Though I feared otherwise, the worst was now behind us. We eventually came to a bus stop. But it
bore no name, so was it “Rampa” or not? There
was no clear “uphill” from there, and 400 meters on the road beyond there was
no lodge in sight. But yet another local
assured us the lodge was still ahead, so on we pressed. Finally I saw it on the hillside ahead,
looking like the beautiful pictures I had seen on the internet. We had arrived at last. But having gotten there, I wasn’t sure I
wanted to go home. It took us nearly 3
hours to cover the 25 kilometers (or more) on the roughest road I had ever
driven in Rav4. I knew that if that was
the way to Finca Neblina del Bosque, I’d never be coming back for more birding.
At dinner in the lodge
that night we met a nice Nicaraguan family, a couple with their 10 year old
daughter. How did they get there? we
asked. Oh, we drove up in our little red
sedan, they said. I couldn’t believe it. Their tiny car made our old Toyota Camry look like
an off-road vehicle! So we started
asking questions of the people working in the lodge. Which way did we come? they asked. When we pointed in the direction we came from,
their eyes widened. Why did you ever
come that way they asked?
Well, it was all about
that fork in the road. I have always
admired the wit and wisdom of Yogi Berra, who once said, “if you come to a fork
in the road, take it.” Well, this time
we shouldn’t have followed Yogi’s advice.

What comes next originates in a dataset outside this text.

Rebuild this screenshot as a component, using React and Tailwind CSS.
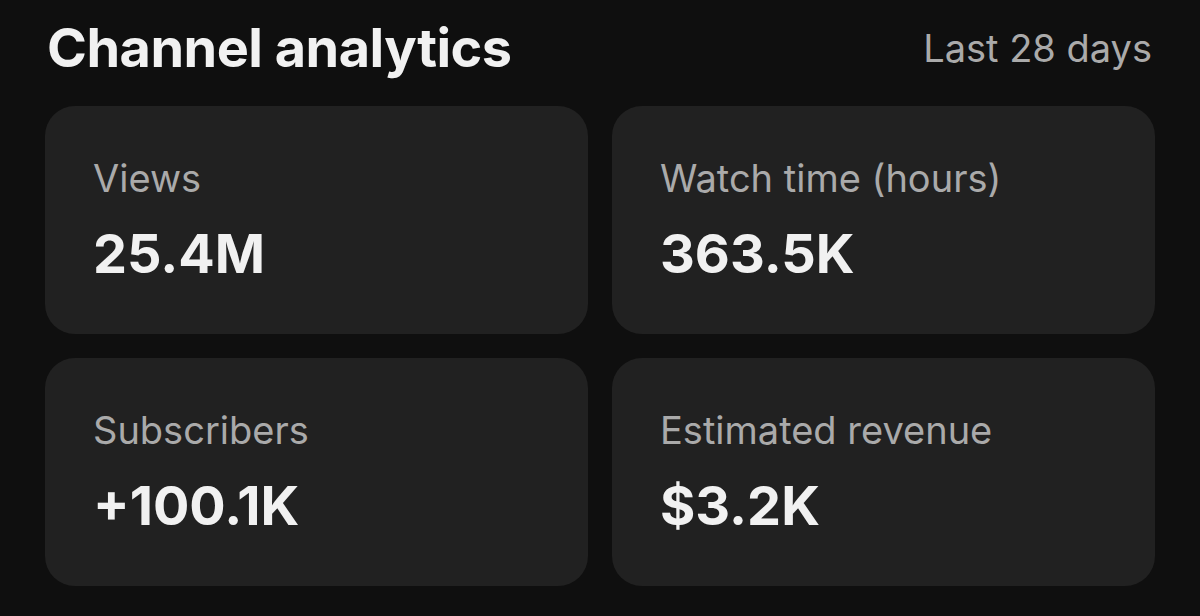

The next evening around sun-down about
50 (no kidding) powerful 4x4 trucks came roaring up the same road we had driven up. The 4x4ers were fast,
loud and proud of the mud they had accumulated conquering the same nasty road
we had survived earlier.
Three-Wattled Bellbird |
Two days later when our time was up we drove in the opposite direction away from the lodge. After going about 400 meters down the hill we
passed the “Rampa” bus stop (at last!), and we were on our way home. The ride back down, despite being 25
kilometers of gravel, was smooth and luxurious in comparison to the ride up the
mountain. We enjoyed every minute of
it. I guess we can go back after all.